Standard clustering is done using a http://en.wikipedia.org/wiki/Vector_space model. The easiest way to do this is to
create a file like a spread sheet, where each row is each
document/instance and each column is a variable/feature. With your
dataset, the standard method to start with would be to
have each feature be "Does this set of tags contain X?", with a 1 if it
does and a 0 if it doesn't. You can then apply k-means, such as through
http://www.cs.waikato.ac.nz/ml/weka/, on the resulting dataset.
What this does, in practise for your dataset, is to group together sets of tags that are very similar, such as those that share 75% of common tags (depending, of course, on the parameters). You will probably get a similar result to your example.
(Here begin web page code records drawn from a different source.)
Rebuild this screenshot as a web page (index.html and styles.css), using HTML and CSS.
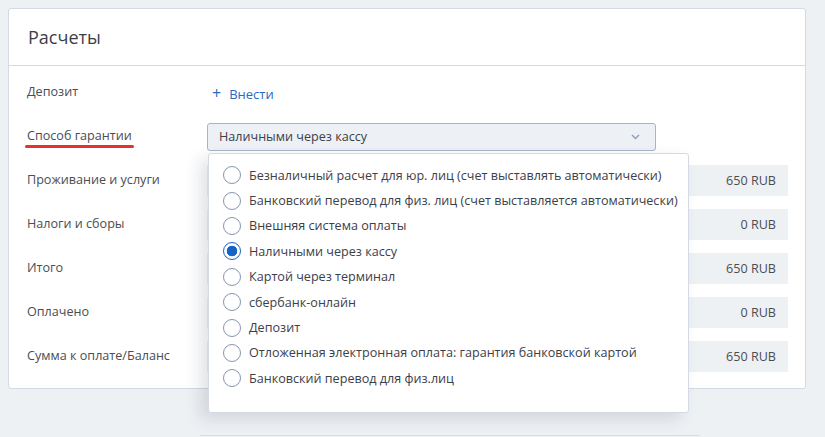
FILE: index.html
```html
<!DOCTYPE html>
<html lang="ru">

<head>
    <meta charset="UTF-8">
    <title>Расчеты</title>
    <link rel="stylesheet" href="styles.css">
</head>

<body>
    <div class="page">
        <!-- Блок расчетов -->
        <section class="card">
            <h2 class="card-title">Расчеты</h2>
            <div class="card-body">
                <div class="row">
                    <div class="label">Депозит</div>
                    <div class="value">
                        <a class="add-link" href="#"><span class="plus">+</span>Внести</a>
                    </div>
                </div>

                <div class="row">
                    <div class="label"><span class="marked">Способ гарантии</span></div>
                    <div class="value select-wrap">
                        <div class="select">
                            <span>Наличными через кассу</span>
                            <svg class="chevron" width="9" height="6" viewBox="0 0 9 6">
                                <path d="M1 1 L4.5 4.5 L8 1" fill="none" stroke="#8d9db6" stroke-width="1.4" />
                            </svg>
                        </div>

                        <!-- Выпадающий список -->
                        <ul class="options">
                            <li><i class="radio"></i>Безналичный расчет для юр. лиц (счет выставлять автоматически)</li>
                            <li><i class="radio"></i>Банковский перевод для физ. лиц (счет выставляется автоматически)</li>
                            <li><i class="radio"></i>Внешняя система оплаты</li>
                            <li class="checked"><i class="radio"></i>Наличными через кассу</li>
                            <li><i class="radio"></i>Картой через терминал</li>
                            <li><i class="radio"></i>сбербанк-онлайн</li>
                            <li><i class="radio"></i>Депозит</li>
                            <li><i class="radio"></i>Отложенная электронная оплата: гарантия банковской картой</li>
                            <li><i class="radio"></i>Банковский перевод для физ.лиц</li>
                        </ul>
                    </div>
                </div>

                <div class="row">
                    <div class="label">Проживание и услуги</div>
                    <div class="value amount">650 RUB</div>
                </div>
                <div class="row">
                    <div class="label">Налоги и сборы</div>
                    <div class="value amount">0 RUB</div>
                </div>
                <div class="row">
                    <div class="label">Итого</div>
                    <div class="value amount">650 RUB</div>
                </div>
                <div class="row">
                    <div class="label">Оплачено</div>
                    <div class="value amount">0 RUB</div>
                </div>
                <div class="row">
                    <div class="label">Сумма к оплате/Баланс</div>
                    <div class="value amount">650 RUB</div>
                </div>
            </div>
        </section>

        <div class="next-block"></div>
    </div>
</body>

</html>
```

FILE: styles.css
```css
* {
    box-sizing: border-box;
}

body {
    margin: 0;
    background-color: #eef1f4;
    font-family: "Open Sans", "Noto Sans", sans-serif;
    font-size: 12.6px;
    color: #4a4d52;
}

.page {
    padding: 8px;
    height: 437px;
    overflow: hidden;
}

/* Карточка */
.card {
    width: 798px;
    background-color: #fff;
    border: 1px solid #d3dae3;
    border-radius: 3px;
}

.card-title {
    margin: 0;
    height: 57px;
    padding: 16px 19px 0;
    font-size: 18px;
    font-weight: 400;
    color: #3c4049;
    border-bottom: 1px solid #d3dae3;
}

.card-body {
    display: flex;
    flex-direction: column;
    gap: 13px;
    padding: 11px 17px 16px 18px;
}

.row {
    display: flex;
    align-items: center;
    height: 31px;
}

.label {
    width: 180px;
    flex-shrink: 0;
    padding-bottom: 2px;
}

.marked {
    position: relative;
}

/* красная пометка */
.marked::after {
    content: "";
    position: absolute;
    left: -2px;
    right: -2px;
    bottom: -4px;
    height: 3px;
    border-radius: 2px;
    background-color: #e5312f;
}

.value {
    flex: 1;
}

.add-link {
    color: #2b68c1;
    text-decoration: none;
    padding-left: 5px;
    font-size: 13px;
}

.add-link .plus {
    font-size: 16px;
    margin-right: 8px;
}

.amount {
    height: 31px;
    line-height: 31px;
    text-align: right;
    padding-right: 12px;
    background-color: #eef1f4;
}

/* Селект */
.select-wrap {
    position: relative;
}

.select {
    display: flex;
    align-items: center;
    justify-content: space-between;
    width: 449px;
    height: 28px;
    padding: 0 15px 0 11px;
    background-color: #edf0f4;
    border: 1px solid #a7b4c8;
    border-radius: 3px;
    color: #3c4049;
}

.options {
    position: absolute;
    top: 30px;
    left: 1px;
    width: 481px;
    height: 260px;
    margin: 0;
    padding: 9px 0 0 14px;
    list-style: none;
    background-color: #fff;
    border: 1px solid #d3dae3;
    border-radius: 3px;
    box-shadow: -8px 6px 16px rgba(40, 55, 80, 0.14);
    z-index: 5;
    color: #3c4049;
}

.options li {
    display: flex;
    align-items: center;
    height: 25.4px;
    white-space: nowrap;
}

.radio {
    width: 18px;
    height: 18px;
    margin-right: 8px;
    border: 1px solid #8696af;
    border-radius: 50%;
    flex-shrink: 0;
}

.checked .radio {
    border-color: #1d63c3;
    background: radial-gradient(circle, #1763c6 0 5px, transparent 5.6px);
}

.next-block {
    width: 500px;
    margin: 46px 0 0 192px;
    border-top: 1px solid #d7dde5;
}
```
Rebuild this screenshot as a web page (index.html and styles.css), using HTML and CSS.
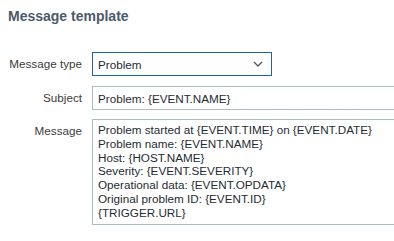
FILE: index.html
```html
<!DOCTYPE html>
<html lang="en">

<head>
	<meta charset="UTF-8">
	<meta name="viewport" content="width=device-width, initial-scale=1.0">
	<title>Message template</title>
	<link rel="stylesheet" href="styles.css">
</head>

<body>
	<div class="container">
		<h2 class="title">Message template</h2>

		<form class="template-form">
			<div class="row">
				<label for="type">Message type</label>
				<div class="select">
					<span>Problem</span>
					<svg class="chevron" width="10" height="6" viewBox="0 0 10 6">
						<path d="M1 1 L5 5 L9 1" fill="none" stroke="#555" stroke-width="1.3" />
					</svg>
				</div>
			</div>
			<div class="row">
				<label for="subject">Subject</label>
				<input type="text" id="subject" class="field" value="Problem: {EVENT.NAME}" />
			</div>
			<div class="row row-area">
				<label for="message">Message</label>
				<div class="field area" id="message">Problem started at {EVENT.TIME} on {EVENT.DATE}
Problem name: {EVENT.NAME}
Host: {HOST.NAME}
Severity: {EVENT.SEVERITY}
Operational data: {EVENT.OPDATA}
Original problem ID: {EVENT.ID}
{TRIGGER.URL}</div>
			</div>
		</form>
	</div>
</body>

</html>
```

FILE: styles.css
```css
* {
	margin: 0;
	padding: 0;
	box-sizing: border-box;
}

body {
	background-color: #fff;
	font-family: "Liberation Sans", Arial, sans-serif;
	font-size: 11.7px;
	color: #1f2c33;
	overflow: hidden;
}

.container {
	width: 440px;
	padding: 8px 0 0 8px;
}

.title {
	font-size: 14px;
	font-weight: bold;
	color: #4b5a68;
	line-height: 16px;
}

.template-form {
	margin-top: 28px;
	display: flex;
	flex-direction: column;
	gap: 10px;
}

.row {
	display: flex;
	align-items: flex-start;
}

.row-area {
	margin-top: -1px;
}

.row>label {
	width: 84px;
	padding-right: 10px;
	text-align: right;
	line-height: 24px;
	white-space: nowrap;
	color: #3c3c3c;
	flex-shrink: 0;
}

.select {
	width: 180px;
	height: 24px;
	padding: 0 8px 0 5px;
	border: 1px solid #1f65a6;
	display: flex;
	align-items: center;
	justify-content: space-between;
	color: #1f2c33;
}

.field {
	width: 320px;
	height: 24px;
	padding: 0 5px;
	border: 1px solid #acbbc2;
	font-family: inherit;
	font-size: 11.7px;
	color: #1f2c33;
	outline: none;
}

.area {
	height: 106px;
	padding: 3px 5px;
	line-height: 13.8px;
	white-space: pre;
}
```
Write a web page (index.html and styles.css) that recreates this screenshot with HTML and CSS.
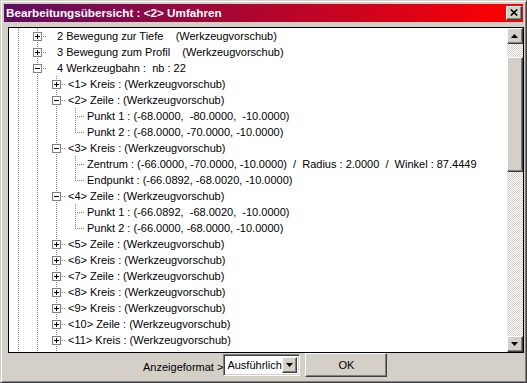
FILE: index.html
```html
<!DOCTYPE html>
<html>
<head>
<meta charset="utf-8">
<link rel="stylesheet" href="styles.css">
</head>
<body>
<div class="win">
  <div class="title">
    <span class="title-text">Bearbeitungsübersicht : &lt;2&gt; Umfahren</span>
    <div class="close raised">
      <svg width="8" height="7" viewBox="0 0 8 7"><path d="M0.8 0.5 L7.2 6.5 M7.2 0.5 L0.8 6.5" stroke="#000" stroke-width="1.6" fill="none"/></svg>
    </div>
  </div>
  <div class="panel">
    <div class="tree">
      <div class="row"><span class="c v"></span><span class="c t"><span class="box plus"></span></span><span class="lbl lead">2 Bewegung zur Tiefe    (Werkzeugvorschub)</span></div>
      <div class="row"><span class="c v"></span><span class="c t"><span class="box plus"></span></span><span class="lbl lead">3 Bewegung zum Profil    (Werkzeugvorschub)</span></div>
      <div class="row"><span class="c v"></span><span class="c t"><span class="box"></span></span><span class="lbl lead">4 Werkzeugbahn :  nb : 22</span></div>
      <div class="row"><span class="c v"></span><span class="c v"></span><span class="c t"><span class="box plus"></span></span><span class="lbl">&lt;1&gt; Kreis : (Werkzeugvorschub)</span></div>
      <div class="row"><span class="c v"></span><span class="c v"></span><span class="c t"><span class="box"></span></span><span class="lbl">&lt;2&gt; Zeile : (Werkzeugvorschub)</span></div>
      <div class="row"><span class="c v"></span><span class="c v"></span><span class="c v"></span><span class="c t"></span><span class="lbl">Punkt 1 : (-68.0000,  -80.0000,  -10.0000)</span></div>
      <div class="row"><span class="c v"></span><span class="c v"></span><span class="c v"></span><span class="c e"></span><span class="lbl">Punkt 2 : (-68.0000, -70.0000, -10.0000)</span></div>
      <div class="row"><span class="c v"></span><span class="c v"></span><span class="c t"><span class="box"></span></span><span class="lbl">&lt;3&gt; Kreis : (Werkzeugvorschub)</span></div>
      <div class="row"><span class="c v"></span><span class="c v"></span><span class="c v"></span><span class="c t"></span><span class="lbl">Zentrum : (-66.0000, -70.0000, -10.0000)  /  Radius : 2.0000  /  Winkel : 87.4449</span></div>
      <div class="row"><span class="c v"></span><span class="c v"></span><span class="c v"></span><span class="c e"></span><span class="lbl">Endpunkt : (-66.0892, -68.0020, -10.0000)</span></div>
      <div class="row"><span class="c v"></span><span class="c v"></span><span class="c t"><span class="box"></span></span><span class="lbl">&lt;4&gt; Zeile : (Werkzeugvorschub)</span></div>
      <div class="row"><span class="c v"></span><span class="c v"></span><span class="c v"></span><span class="c t"></span><span class="lbl">Punkt 1 : (-66.0892,  -68.0020,  -10.0000)</span></div>
      <div class="row"><span class="c v"></span><span class="c v"></span><span class="c v"></span><span class="c e"></span><span class="lbl">Punkt 2 : (-66.0000, -68.0000, -10.0000)</span></div>
      <div class="row"><span class="c v"></span><span class="c v"></span><span class="c t"><span class="box plus"></span></span><span class="lbl">&lt;5&gt; Zeile : (Werkzeugvorschub)</span></div>
      <div class="row"><span class="c v"></span><span class="c v"></span><span class="c t"><span class="box plus"></span></span><span class="lbl">&lt;6&gt; Kreis : (Werkzeugvorschub)</span></div>
      <div class="row"><span class="c v"></span><span class="c v"></span><span class="c t"><span class="box plus"></span></span><span class="lbl">&lt;7&gt; Zeile : (Werkzeugvorschub)</span></div>
      <div class="row"><span class="c v"></span><span class="c v"></span><span class="c t"><span class="box plus"></span></span><span class="lbl">&lt;8&gt; Kreis : (Werkzeugvorschub)</span></div>
      <div class="row"><span class="c v"></span><span class="c v"></span><span class="c t"><span class="box plus"></span></span><span class="lbl">&lt;9&gt; Kreis : (Werkzeugvorschub)</span></div>
      <div class="row"><span class="c v"></span><span class="c v"></span><span class="c t"><span class="box plus"></span></span><span class="lbl">&lt;10&gt; Zeile : (Werkzeugvorschub)</span></div>
      <div class="row"><span class="c v"></span><span class="c v"></span><span class="c t"><span class="box plus"></span></span><span class="lbl">&lt;11&gt; Kreis : (Werkzeugvorschub)</span></div>
      <div class="row"><span class="c v"></span><span class="c v"></span><span class="c v"></span></div>
    </div>
    <div class="sb">
      <div class="sbtn raised"><svg width="7" height="4" viewBox="0 0 7 4"><path d="M3.5 0 L7 4 L0 4 Z" fill="#000"/></svg></div>
      <div class="track"><div class="thumb raised"></div></div>
      <div class="sbtn raised"><svg width="7" height="4" viewBox="0 0 7 4"><path d="M0 0 L7 0 L3.5 4 Z" fill="#000"/></svg></div>
    </div>
  </div>
  <div class="foot">
    <span class="flabel">Anzeigeformat &gt;</span>
    <div class="combo">
      <span class="ctext">Ausführlich</span>
      <div class="cbtn raised"><svg width="7" height="4" viewBox="0 0 7 4"><path d="M0 0 L7 0 L3.5 4 Z" fill="#000"/></svg></div>
    </div>
    <div class="ok raised">OK</div>
  </div>
</div>
</body>
</html>
```
FILE: styles.css
```css
html, body {
  margin: 0;
  padding: 0;
  background: #d4d0c8;
}

.win {
  width: 527px;
  height: 383px;
  box-sizing: border-box;
  border: 1px solid;
  border-color: #d4d0c8 #404040 #404040 #d4d0c8;
  box-shadow: inset 1px 1px #ffffff, inset -1px -1px #808080;
  padding: 3px;
  display: flex;
  flex-direction: column;
  background: #d4d0c8;
  font-family: "Liberation Sans", Arial, sans-serif;
  font-size: 11px;
  color: #000;
}

.title {
  flex: none;
  height: 18px;
  display: flex;
  align-items: center;
  padding-left: 2px;
  background: linear-gradient(90deg, #600c62 0%, #b0062e 50%, #ff0000 100%);
  color: #fff;
}

.title-text {
  font-weight: bold;
  font-size: 11.7px;
  line-height: 18px;
  white-space: nowrap;
}

.raised {
  background: #d4d0c8;
  box-sizing: border-box;
  border: 1px solid;
  border-color: #ffffff #404040 #404040 #ffffff;
  box-shadow: inset -1px -1px #808080;
}

.close {
  margin-left: auto;
  margin-right: 1px;
  width: 16px;
  height: 14px;
  display: flex;
  align-items: center;
  justify-content: center;
  padding: 0 1px 1px 0;
}

.close svg { display: block; }

.panel {
  flex: none;
  height: 326px;
  margin: 5px -1px 0 4px;
  box-sizing: border-box;
  border: 1px solid #000;
  background: #fff;
  display: flex;
}

.tree {
  flex: 1;
  overflow: hidden;
}

.row {
  display: flex;
  height: 16px;
  line-height: 16px;
  white-space: pre;
}

.c {
  flex: none;
  width: 19px;
  height: 16px;
  box-sizing: border-box;
  padding: 4px 0 0 5px;
  background-repeat: no-repeat;
}

.v {
  background-image: repeating-linear-gradient(180deg, #808080 0 1px, transparent 1px 2px);
  background-size: 1px 16px;
  background-position: 9px 0;
}

.t {
  background-image:
    repeating-linear-gradient(180deg, #808080 0 1px, transparent 1px 2px),
    repeating-linear-gradient(90deg, #808080 0 1px, transparent 1px 2px);
  background-size: 1px 16px, 10px 1px;
  background-position: 9px 0, 9px 8px;
}

.e {
  background-image:
    repeating-linear-gradient(180deg, #808080 0 1px, transparent 1px 2px),
    repeating-linear-gradient(90deg, #808080 0 1px, transparent 1px 2px);
  background-size: 1px 9px, 10px 1px;
  background-position: 9px 0, 9px 8px;
}

.box {
  display: block;
  width: 9px;
  height: 9px;
  box-sizing: border-box;
  border: 1px solid #808080;
  background-color: #fff;
  background-image: linear-gradient(#000, #000);
  background-size: 5px 1px;
  background-position: 1px 3px;
  background-repeat: no-repeat;
}

.box.plus {
  background-image: linear-gradient(#000, #000), linear-gradient(#000, #000);
  background-size: 5px 1px, 1px 5px;
  background-position: 1px 3px, 3px 1px;
  background-repeat: no-repeat;
}

.lbl {
  padding-left: 2px;
}

.lbl.lead {
  padding-left: 10px;
}

.sb {
  flex: none;
  width: 16px;
  display: flex;
  flex-direction: column;
}

.sbtn {
  flex: none;
  height: 16px;
  display: flex;
  align-items: center;
  justify-content: center;
  padding: 0 1px 1px 0;
}

.sbtn svg, .cbtn svg { display: block; }

.track {
  flex: 1;
  padding-top: 13px;
  background: repeating-conic-gradient(#d4d0c8 0 25%, #ffffff 0 50%) 0 0 / 2px 2px;
}

.thumb {
  height: 115px;
}

.foot {
  flex: 1;
  display: flex;
  align-items: flex-start;
  padding-left: 139px;
}

.flabel {
  align-self: center;
  white-space: nowrap;
  margin-top: 1px;
}

.combo {
  margin-top: 1px;
  width: 77px;
  height: 22px;
  box-sizing: border-box;
  border: 1px solid;
  border-color: #808080 #ffffff #ffffff #808080;
  box-shadow: inset 1px 1px #404040, inset -1px -1px #d4d0c8;
  background: #fff;
  padding: 2px;
  display: flex;
  align-items: center;
}

.ctext {
  padding-left: 1px;
  white-space: nowrap;
}

.cbtn {
  margin-left: auto;
  width: 16px;
  height: 16px;
  display: flex;
  align-items: center;
  justify-content: center;
  padding: 0 1px 1px 0;
}

.ok {
  margin-left: 5px;
  width: 82px;
  height: 24px;
  display: flex;
  align-items: center;
  justify-content: center;
  padding-bottom: 1px;
}
```
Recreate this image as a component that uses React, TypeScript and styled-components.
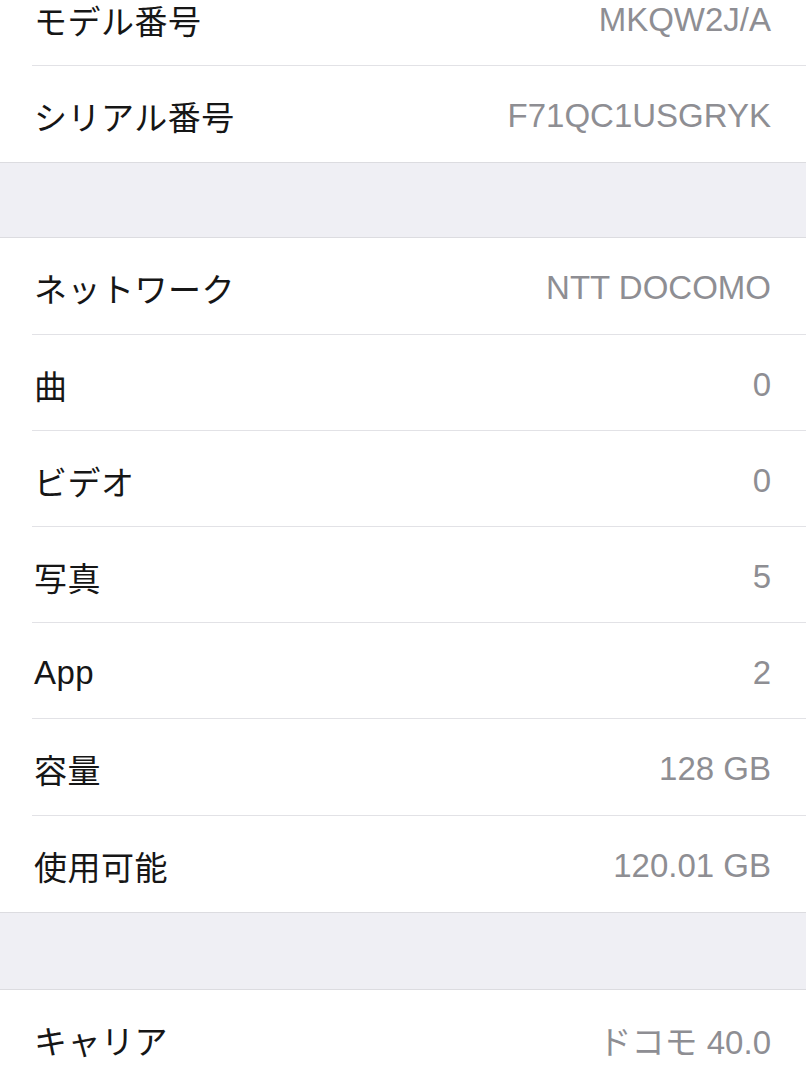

Another area you can look at is graph based clustering. This builds a graph and splits the graph into subgraphs based on some criteria, which would achieve a similar result, but with potentially better results.
Finally, once you have your initial results, you may want to play around with what the features are, or the method of calculating distance between them. This gets a bit more advanced though and you may need to re-implement k-means to
do this (someone comment if they know of a good k-means implementation
that takes an arbitrary distance metric please!). One such distance
metric you could try would be the ratio of the intersection of the tags to the union of the tags. Eg.
c#|conversion|datetime|j#
c#|datetime|database|j#
Have an intersection size of 3 (sharing C#, datetime and J#) and a union size of 5 (there are 5 different tags). The similarity would then be 3/5=0.6. This can be turned into a distance metric by subtracting it from 1 which is 1-0.6 = 0.4.